Two years ago, Black Friday was our webhook delivery stress test. Today, we handle that same volume every single day.

I recently sat down with Phil Legetter at Hookdeck to discuss how we built infrastructure that scales with hypergrowth.

Webhooks are automated messages sent from apps when important events happen. At Paddle, as a merchant of record processing millions of transactions, they’re business-critical for our customers. When a user signs up or cancels their subscription, webhooks make sure users get the correct access to the app immediately.

Event-driven architecture at scale

Our event delivery system is built around thoughtfully designed architecture that handles both predictable daily traffic, and those unexpected spikes we all know and love.

One thing I emphasized in the conversation: “event delivery is extremely spiky.” This unpredictability drives many of our architectural decisions, from how we handle idempotency checks to our exponential backoff strategy for failed deliveries.

The part I’m especially proud of is our queue prioritization approach. When a webhook destination times out or returns an error, we don’t immediately retry through the same high-priority queue. Instead, retries get routed to a low-priority queue to prevent “noisy neighbor” problems. This way, one problematic destination won’t impact delivery performance for everyone else.

Testing webhook flows end-to-end

One of my favorite projects has been our webhook simulator.

Anyone who’s worked with purchases and subscriptions knows how complicated the flows can get.

During a checkout, you're creating customers, payments, subscriptions, and testing all those event sequences manually can be tricky.

Our webhook simulator lets developers play complex event sequences from start to finish, using real data, so they can debug issues before going live.

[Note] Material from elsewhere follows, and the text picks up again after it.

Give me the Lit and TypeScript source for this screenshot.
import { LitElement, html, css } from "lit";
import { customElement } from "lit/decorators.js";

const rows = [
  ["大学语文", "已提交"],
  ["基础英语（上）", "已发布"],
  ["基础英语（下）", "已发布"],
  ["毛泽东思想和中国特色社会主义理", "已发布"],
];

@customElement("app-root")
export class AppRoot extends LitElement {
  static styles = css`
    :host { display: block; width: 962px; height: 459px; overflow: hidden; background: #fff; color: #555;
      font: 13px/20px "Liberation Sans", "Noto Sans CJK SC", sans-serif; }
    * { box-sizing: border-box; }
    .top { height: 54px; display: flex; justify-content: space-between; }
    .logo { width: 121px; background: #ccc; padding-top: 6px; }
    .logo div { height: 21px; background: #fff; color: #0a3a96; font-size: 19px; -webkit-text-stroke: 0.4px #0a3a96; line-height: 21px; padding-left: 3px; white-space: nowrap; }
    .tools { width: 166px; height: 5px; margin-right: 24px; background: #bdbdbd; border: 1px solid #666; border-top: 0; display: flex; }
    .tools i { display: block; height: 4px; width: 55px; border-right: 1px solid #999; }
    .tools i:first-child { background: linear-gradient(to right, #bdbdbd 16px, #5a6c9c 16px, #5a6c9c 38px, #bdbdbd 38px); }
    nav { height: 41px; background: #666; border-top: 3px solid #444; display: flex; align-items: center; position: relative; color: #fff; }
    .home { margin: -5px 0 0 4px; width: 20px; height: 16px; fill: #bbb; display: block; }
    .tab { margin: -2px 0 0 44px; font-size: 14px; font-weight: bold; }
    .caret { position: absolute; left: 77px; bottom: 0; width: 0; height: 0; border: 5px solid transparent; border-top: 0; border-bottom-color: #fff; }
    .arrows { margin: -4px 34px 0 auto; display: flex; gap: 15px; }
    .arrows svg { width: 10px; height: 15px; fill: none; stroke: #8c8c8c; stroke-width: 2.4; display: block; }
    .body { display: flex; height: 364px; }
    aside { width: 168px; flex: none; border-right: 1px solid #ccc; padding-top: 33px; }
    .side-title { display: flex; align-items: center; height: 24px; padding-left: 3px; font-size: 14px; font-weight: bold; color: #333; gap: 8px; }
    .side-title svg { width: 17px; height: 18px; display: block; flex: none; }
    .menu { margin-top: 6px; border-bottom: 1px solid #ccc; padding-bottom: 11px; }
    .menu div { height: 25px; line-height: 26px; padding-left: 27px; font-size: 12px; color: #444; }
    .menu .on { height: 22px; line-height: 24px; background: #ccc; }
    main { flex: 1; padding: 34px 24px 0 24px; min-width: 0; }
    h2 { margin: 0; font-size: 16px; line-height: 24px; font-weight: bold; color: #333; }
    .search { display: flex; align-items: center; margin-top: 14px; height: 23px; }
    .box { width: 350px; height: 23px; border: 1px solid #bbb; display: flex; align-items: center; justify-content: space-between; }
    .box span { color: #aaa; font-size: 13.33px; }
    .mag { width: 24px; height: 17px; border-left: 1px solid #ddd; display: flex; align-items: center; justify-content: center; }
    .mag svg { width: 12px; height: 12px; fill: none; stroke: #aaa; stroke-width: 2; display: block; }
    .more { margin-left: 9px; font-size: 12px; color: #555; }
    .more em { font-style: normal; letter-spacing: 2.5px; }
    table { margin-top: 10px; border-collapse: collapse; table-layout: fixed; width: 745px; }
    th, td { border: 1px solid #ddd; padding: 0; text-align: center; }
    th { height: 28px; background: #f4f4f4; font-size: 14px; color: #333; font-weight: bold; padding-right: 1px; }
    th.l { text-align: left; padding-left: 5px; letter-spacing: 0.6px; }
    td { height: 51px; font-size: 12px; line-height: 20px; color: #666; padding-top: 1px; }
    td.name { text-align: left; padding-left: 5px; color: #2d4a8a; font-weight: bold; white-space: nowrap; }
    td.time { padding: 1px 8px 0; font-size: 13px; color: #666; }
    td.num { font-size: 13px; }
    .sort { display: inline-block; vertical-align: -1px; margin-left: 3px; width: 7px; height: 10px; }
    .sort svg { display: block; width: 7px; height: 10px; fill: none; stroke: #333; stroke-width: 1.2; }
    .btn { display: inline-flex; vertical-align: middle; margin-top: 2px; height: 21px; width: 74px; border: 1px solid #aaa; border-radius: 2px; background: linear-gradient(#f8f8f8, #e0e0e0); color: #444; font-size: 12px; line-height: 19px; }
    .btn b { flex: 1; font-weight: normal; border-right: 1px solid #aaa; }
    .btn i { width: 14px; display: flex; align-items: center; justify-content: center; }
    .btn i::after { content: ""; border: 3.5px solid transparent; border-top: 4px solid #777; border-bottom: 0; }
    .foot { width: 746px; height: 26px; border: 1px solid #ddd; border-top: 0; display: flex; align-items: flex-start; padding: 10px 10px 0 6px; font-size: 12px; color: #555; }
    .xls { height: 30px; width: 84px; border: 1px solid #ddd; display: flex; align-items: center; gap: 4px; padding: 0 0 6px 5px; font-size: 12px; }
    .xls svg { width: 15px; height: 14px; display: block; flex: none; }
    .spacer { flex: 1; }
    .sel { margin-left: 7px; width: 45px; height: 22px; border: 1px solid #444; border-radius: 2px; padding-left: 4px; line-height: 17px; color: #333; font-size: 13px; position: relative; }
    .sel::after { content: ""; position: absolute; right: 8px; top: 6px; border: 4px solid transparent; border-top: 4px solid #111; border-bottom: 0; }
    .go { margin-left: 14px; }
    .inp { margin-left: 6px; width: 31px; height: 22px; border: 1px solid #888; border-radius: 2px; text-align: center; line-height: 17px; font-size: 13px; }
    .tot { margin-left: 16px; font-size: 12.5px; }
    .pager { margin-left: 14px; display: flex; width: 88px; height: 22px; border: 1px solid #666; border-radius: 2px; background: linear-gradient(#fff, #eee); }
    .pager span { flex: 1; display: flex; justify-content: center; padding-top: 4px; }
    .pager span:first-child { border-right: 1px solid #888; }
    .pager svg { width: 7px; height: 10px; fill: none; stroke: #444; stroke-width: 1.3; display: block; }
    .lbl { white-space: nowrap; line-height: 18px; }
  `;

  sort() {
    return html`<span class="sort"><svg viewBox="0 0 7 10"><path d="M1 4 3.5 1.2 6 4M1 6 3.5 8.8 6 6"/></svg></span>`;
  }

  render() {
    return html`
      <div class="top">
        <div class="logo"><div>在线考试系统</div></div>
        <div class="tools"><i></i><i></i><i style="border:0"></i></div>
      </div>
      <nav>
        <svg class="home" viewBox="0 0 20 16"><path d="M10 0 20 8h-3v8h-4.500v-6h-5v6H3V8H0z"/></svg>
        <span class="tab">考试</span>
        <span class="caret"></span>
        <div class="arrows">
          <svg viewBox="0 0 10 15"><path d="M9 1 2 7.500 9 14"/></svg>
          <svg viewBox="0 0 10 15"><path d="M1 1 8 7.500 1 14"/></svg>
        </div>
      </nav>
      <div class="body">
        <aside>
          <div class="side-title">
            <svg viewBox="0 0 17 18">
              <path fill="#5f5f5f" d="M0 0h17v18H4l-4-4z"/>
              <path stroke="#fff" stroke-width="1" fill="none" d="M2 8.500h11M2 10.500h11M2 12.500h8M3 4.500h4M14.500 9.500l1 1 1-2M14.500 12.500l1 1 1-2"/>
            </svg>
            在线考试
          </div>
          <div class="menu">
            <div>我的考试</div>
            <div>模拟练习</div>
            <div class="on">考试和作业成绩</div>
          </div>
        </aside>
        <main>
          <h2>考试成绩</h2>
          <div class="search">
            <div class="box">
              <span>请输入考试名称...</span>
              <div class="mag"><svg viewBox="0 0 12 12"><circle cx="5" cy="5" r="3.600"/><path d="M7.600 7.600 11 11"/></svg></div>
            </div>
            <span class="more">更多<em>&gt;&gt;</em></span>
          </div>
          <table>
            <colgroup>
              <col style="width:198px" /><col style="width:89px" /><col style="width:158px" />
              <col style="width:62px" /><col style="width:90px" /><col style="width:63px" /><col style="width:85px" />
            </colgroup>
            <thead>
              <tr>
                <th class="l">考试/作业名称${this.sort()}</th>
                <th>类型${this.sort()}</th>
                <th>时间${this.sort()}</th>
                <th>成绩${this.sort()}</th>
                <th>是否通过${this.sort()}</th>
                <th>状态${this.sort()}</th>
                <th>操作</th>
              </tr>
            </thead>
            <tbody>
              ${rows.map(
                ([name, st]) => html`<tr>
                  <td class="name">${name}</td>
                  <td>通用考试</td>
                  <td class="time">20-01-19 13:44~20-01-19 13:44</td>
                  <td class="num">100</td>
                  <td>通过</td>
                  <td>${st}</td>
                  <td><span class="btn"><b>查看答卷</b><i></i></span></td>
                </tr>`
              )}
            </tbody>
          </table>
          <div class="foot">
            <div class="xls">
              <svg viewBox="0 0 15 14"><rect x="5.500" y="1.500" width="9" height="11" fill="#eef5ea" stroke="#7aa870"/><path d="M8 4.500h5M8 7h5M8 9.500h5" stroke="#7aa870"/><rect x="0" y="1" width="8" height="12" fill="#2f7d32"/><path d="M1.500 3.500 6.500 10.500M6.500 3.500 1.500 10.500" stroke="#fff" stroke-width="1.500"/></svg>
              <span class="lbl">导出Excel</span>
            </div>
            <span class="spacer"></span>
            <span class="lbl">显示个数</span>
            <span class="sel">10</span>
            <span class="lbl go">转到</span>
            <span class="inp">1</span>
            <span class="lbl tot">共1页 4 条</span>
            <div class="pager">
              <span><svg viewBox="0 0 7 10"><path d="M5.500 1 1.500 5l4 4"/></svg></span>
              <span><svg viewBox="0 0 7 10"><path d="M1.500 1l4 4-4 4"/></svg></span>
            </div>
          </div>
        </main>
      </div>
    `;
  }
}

In our conversation, I dive into several technical challenges we’ve solved:

  • Reliability: How we maintain “three nines” on our 2-second delivery SLO.
  • Concurrency: Our approach to distributed processing using Redis locks for idempotency.
  • Security: Implementation details of webhook verification and SDK support.
  • Scalability: Handling daily traffic on par with our Black Friday peaks from two years ago.

The bigger picture

Building reliable event delivery at scale presents unique challenges that go beyond typical API development. I tried to share both our architectural decisions and the real-world lessons we’ve learned along the way.